Since coffee and doughnuts go so well together, JAB’s Kripsy Kreme move makes sense. Founded in Winston-Salem, North Carolina in 1937, Krispy Kreme has a boom-and-bust-then-back history. I remember when their doughnuts became a wild craze that even spread to my hometown of Reno – until the local Krispy Kreme store shuttered its doors. The unusual, bowtie-shaped sign is still there, but it now reads Einstein Bros. Bagels, another JAB holding. (See the photo above.) In some markets, Caribou Coffee and Einstein Bros. Bagels are merged into single, co-branded stores called “Coffee & Bagels.”
Following some financial bumps in the road in the mid-2000s, Krispy Kreme today is an international concern with about 1,100 stores operating in 24 markets from Canada and Mexico to Thailand and Saudi Arabia. Founder Vernon Rudolph (1915-1973) originally sold his tasty creations only to grocery stores. A few years later, Krispy Kreme also began selling to passersby attracted by the doughnut bakery’s aroma. Amazingly, coffee was not introduced until 2011. But it was definitely coffee that attracted JAB to Krispy Kreme. Along with its stakes in Caribou, Peet’s, and Keurig, JAB’s coffee empire is now better positioned to compete in North America with the likes of Starbucks, Dunkin’ Donuts, and Tim Hortons.
Luxembourg-based JAB is no silent partner. JAB Holding’s active management is largely in the hands of three senior partners: Peter Harf, Bart Becht and Olivier Goudet. It was Herr Harf who announced the Krispy Kreme deal in May 2016. Peter Harf is a global manager who spends his time on several boards located in London, New York, and Vienna. He is constantly commuting between the Old and the New World, with homes in Milan and New York City’s trendy Tribeca neighborhood. JAB Holding has offices in Luxembourg, London, Mannheim, and Washington, D.C.
In its offical press release, JAB stated: “At the close of the transaction, Krispy Kreme will be privately owned and will continue to be independently operated from Krispy Kreme’s current headquarters in Winston-Salem, N.C.” Currently Krispy Kreme is a corporation whose stock was valued at $21 per share in the JAB deal, representing a premium of approximately 25% over the doughnut company’s closing stock price on May 6, 2016.
The Reimann family
Albert Reimann Jr, Ludwig Reimann’s great-grandson, was the last of the Reimanns actively involved in running the Joh. A. Benckiser firm that is now known as JAB Holding Co.
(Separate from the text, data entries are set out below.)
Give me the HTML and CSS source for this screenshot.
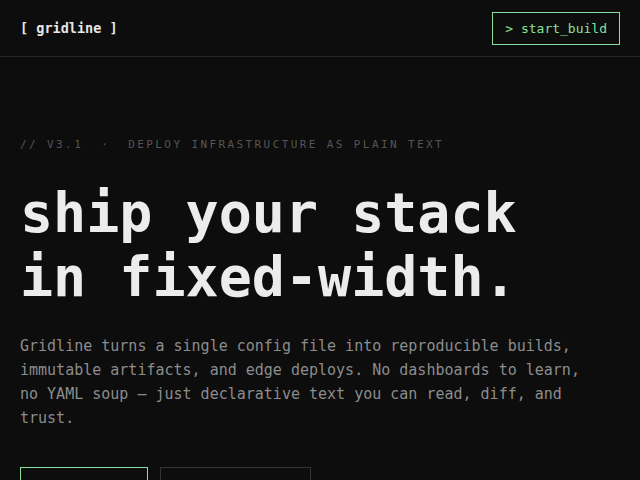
FILE: index.html
```html
<!DOCTYPE html>
<html lang="en">
<head>
    <meta charset="UTF-8">
    <meta name="viewport" content="width=device-width, initial-scale=1.0">
    <title>gridline</title>
    <link rel="stylesheet" href="styles.css">
</head>
<body>
    <header class="topbar">
        <a class="logo" href="#">[ gridline ]</a>
        <a class="btn btn-primary" href="#">&gt; start_build</a>
    </header>

    <main class="hero">
        <p class="eyebrow">// V3.1  &middot;  DEPLOY INFRASTRUCTURE AS PLAIN TEXT</p>
        <h1 class="headline">ship your stack<br>in fixed-width.</h1>
        <p class="lead">Gridline turns a single config file into reproducible builds, immutable artifacts, and edge deploys. No dashboards to learn, no YAML soup &mdash; just declarative text you can read, diff, and trust.</p>
        <div class="actions">
            <a class="btn btn-primary btn-lg" href="#">&gt; start_build</a>
            <a class="btn btn-ghost btn-lg" href="#">read_the_docs -&gt;</a>
        </div>
    </main>
</body>
</html>
```

FILE: styles.css
```css
body {
    font-family: "DejaVu Sans Mono", "Liberation Mono", monospace;
    background-color: #0d0d0d;
    color: #e8e8e8;
    margin: 0;
}

a {
    text-decoration: none;
}

.topbar {
    display: flex;
    align-items: center;
    justify-content: space-between;
    height: 56px;
    padding: 0 20px;
    border-bottom: 1px solid #262626;
}

.logo {
    color: #e6e6e6;
    font-size: 13.5px;
    font-weight: bold;
    white-space: pre;
}

.btn {
    display: inline-block;
    font-size: 13px;
    line-height: 19px;
    padding: 6px 12px;
    border: 1px solid #333;
    color: #bdbdbd;
}

.btn-lg {
    padding-top: 14px;
    padding-bottom: 14px;
}

.btn-primary {
    border-color: #88e09c;
    color: #88e09c;
}

.hero {
    padding: 80px 20px 40px;
}

.eyebrow {
    margin: 0 0 28px;
    font-size: 11px;
    line-height: 16px;
    letter-spacing: 2.4px;
    color: #555;
    white-space: pre;
}

.headline {
    margin: 0 0 25px;
    font-size: 55px;
    line-height: 64px;
    font-weight: bold;
    color: #ececec;
}

.lead {
    margin: 0 0 37px;
    max-width: 570px;
    font-size: 15px;
    line-height: 24px;
    color: #8c8c8c;
}

.actions {
    display: flex;
    gap: 12px;
}
```
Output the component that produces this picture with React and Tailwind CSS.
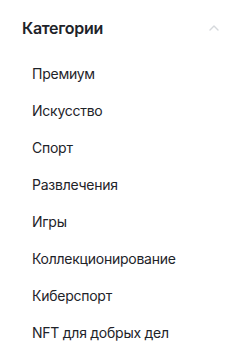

He had inherited the firm in 1952 and moved it more into consumer goods. When Albert died in 1984, he left each of his nine adopted children an 11.1 percent share in Benckiser. But by 2003, only four of the Reimann siblings still held a stake in Benckiser. Today those four – Wolfgang, Stefan, Renate, and Matthias – are the sole owners, but they are not involved in the day-to-day operations of JAB Holding. The three senior partner managers mentioned above consult with the four Reimanns, who make the final decisions. But once a course has been set, the three advisers do all the work. For instance, it was Peter Harf, the adviser has been with the firm the longest (since 1981), who guided the Krispy Kreme transaction.
There are some similarities between JAB and the Brazilian private-equity company 3G Capital Partners LP. 3G owns a majority in Restaurant Brands International Inc., which in turn owns Burger King and the Canadian Tim Hortons chain. The three Brazilian tycoons controlling 3G want to expand Tim Hortons presence in the US. But unlike JAB, the 3G Capital partners put up their own cash and are actively involved in 3G’s businesses.
In the world of global enterprise it is sometimes difficult to keep track of who owns what. What the Reimanns and JAB Holding will do next is as big a mystery as the family itself, but Starbucks, Dunkin’ Donuts, Tim Hortons, and others are keeping their eyes on JAB, the new king of Kaffee.